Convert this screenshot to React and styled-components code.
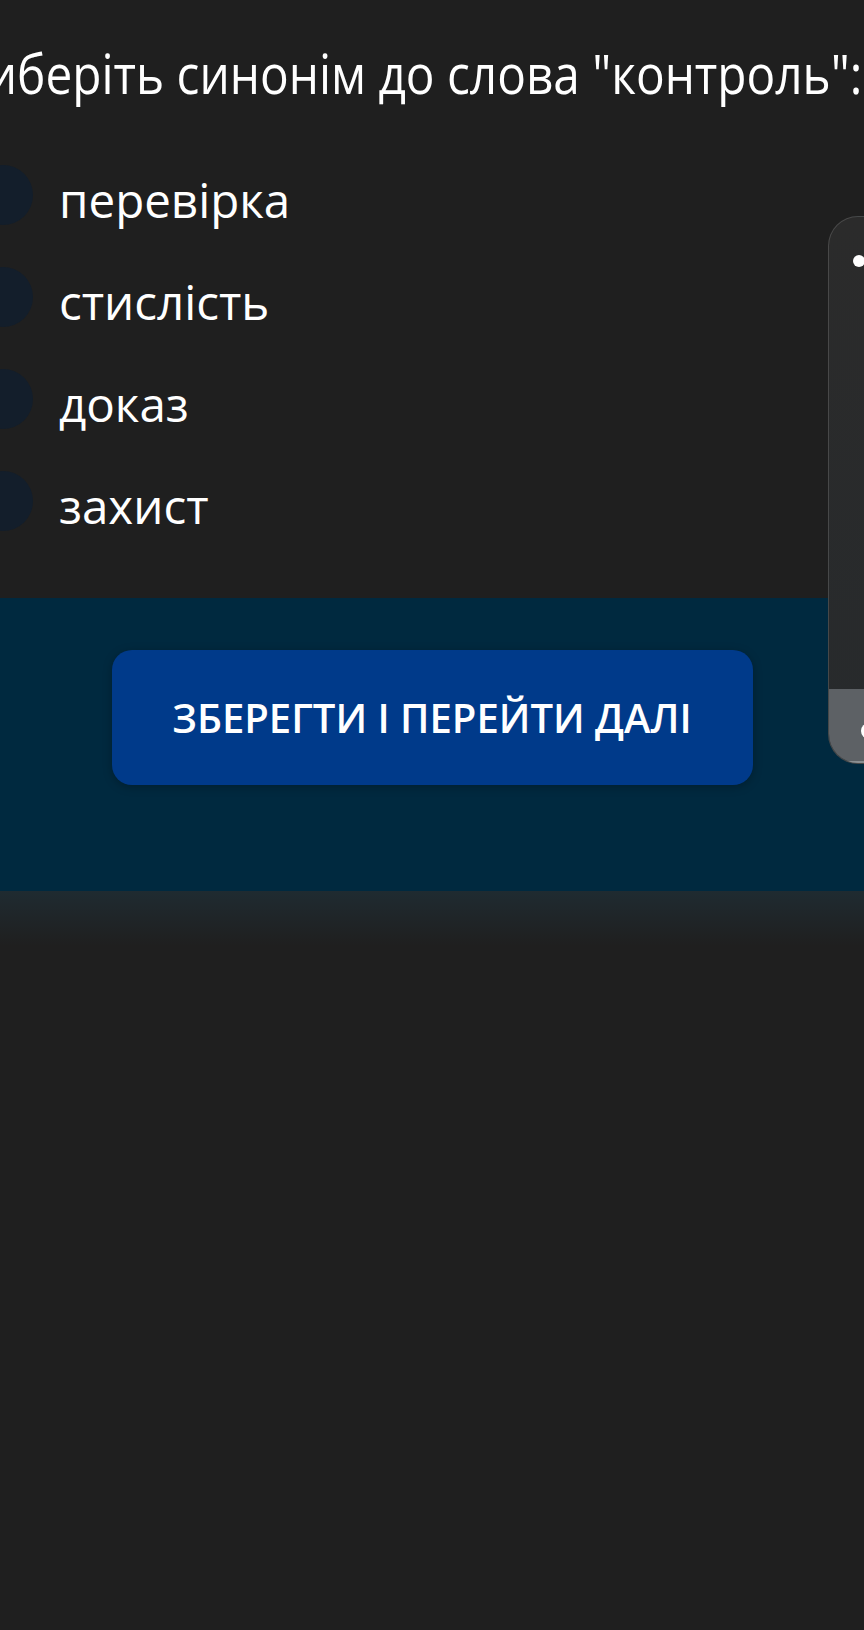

--

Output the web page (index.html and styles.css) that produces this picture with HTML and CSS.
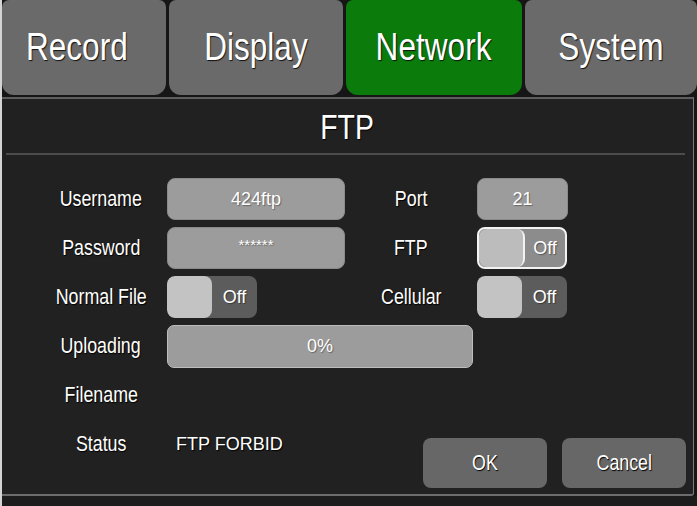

--

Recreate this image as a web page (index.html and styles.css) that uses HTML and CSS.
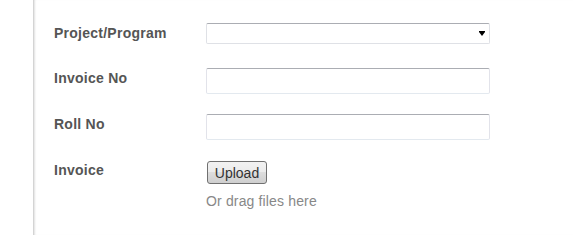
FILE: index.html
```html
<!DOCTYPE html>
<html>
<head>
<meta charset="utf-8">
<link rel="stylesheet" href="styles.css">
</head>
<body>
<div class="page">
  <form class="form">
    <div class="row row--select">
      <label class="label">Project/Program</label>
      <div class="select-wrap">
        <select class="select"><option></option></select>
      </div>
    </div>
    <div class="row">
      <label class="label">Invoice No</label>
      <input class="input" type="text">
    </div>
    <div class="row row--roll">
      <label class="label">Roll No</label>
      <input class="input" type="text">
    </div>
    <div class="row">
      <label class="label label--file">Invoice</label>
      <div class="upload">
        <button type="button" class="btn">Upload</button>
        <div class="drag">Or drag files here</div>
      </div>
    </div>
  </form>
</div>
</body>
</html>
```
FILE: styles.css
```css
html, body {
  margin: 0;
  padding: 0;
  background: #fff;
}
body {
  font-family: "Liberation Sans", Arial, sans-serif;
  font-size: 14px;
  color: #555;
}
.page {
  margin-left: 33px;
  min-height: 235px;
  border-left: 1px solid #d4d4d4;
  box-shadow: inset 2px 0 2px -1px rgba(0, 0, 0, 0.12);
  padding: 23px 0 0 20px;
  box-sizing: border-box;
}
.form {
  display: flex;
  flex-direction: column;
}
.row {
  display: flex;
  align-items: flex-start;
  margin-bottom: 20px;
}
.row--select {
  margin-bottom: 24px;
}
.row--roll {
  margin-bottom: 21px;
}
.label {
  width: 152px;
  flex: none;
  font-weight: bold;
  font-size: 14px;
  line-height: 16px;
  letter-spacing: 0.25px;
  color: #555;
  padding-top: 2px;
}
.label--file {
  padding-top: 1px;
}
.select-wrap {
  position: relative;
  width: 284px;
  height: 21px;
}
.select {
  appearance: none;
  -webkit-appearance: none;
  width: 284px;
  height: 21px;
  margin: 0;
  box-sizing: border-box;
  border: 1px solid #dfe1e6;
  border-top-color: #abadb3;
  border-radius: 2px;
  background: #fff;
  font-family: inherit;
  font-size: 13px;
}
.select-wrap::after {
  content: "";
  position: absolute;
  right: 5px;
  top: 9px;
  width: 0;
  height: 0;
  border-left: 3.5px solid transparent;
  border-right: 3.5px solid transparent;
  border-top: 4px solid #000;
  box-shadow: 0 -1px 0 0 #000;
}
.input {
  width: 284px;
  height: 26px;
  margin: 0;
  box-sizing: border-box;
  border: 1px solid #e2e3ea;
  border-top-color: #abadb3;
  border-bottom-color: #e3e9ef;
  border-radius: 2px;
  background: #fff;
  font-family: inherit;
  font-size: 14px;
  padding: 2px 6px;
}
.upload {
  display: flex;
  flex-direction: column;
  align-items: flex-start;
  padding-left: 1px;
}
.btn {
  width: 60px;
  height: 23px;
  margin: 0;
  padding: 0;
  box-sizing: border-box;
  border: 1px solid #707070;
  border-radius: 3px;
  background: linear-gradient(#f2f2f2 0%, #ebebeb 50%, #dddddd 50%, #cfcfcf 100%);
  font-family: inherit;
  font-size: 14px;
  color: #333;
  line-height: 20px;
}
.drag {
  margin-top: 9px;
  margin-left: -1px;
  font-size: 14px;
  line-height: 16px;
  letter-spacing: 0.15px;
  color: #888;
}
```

→ The exercise: Select every line of the records holding the string "that".

→ Full output:
Output the web page (index.html and styles.css) that produces this picture with HTML and CSS.
Recreate this image as a web page (index.html and styles.css) that uses HTML and CSS.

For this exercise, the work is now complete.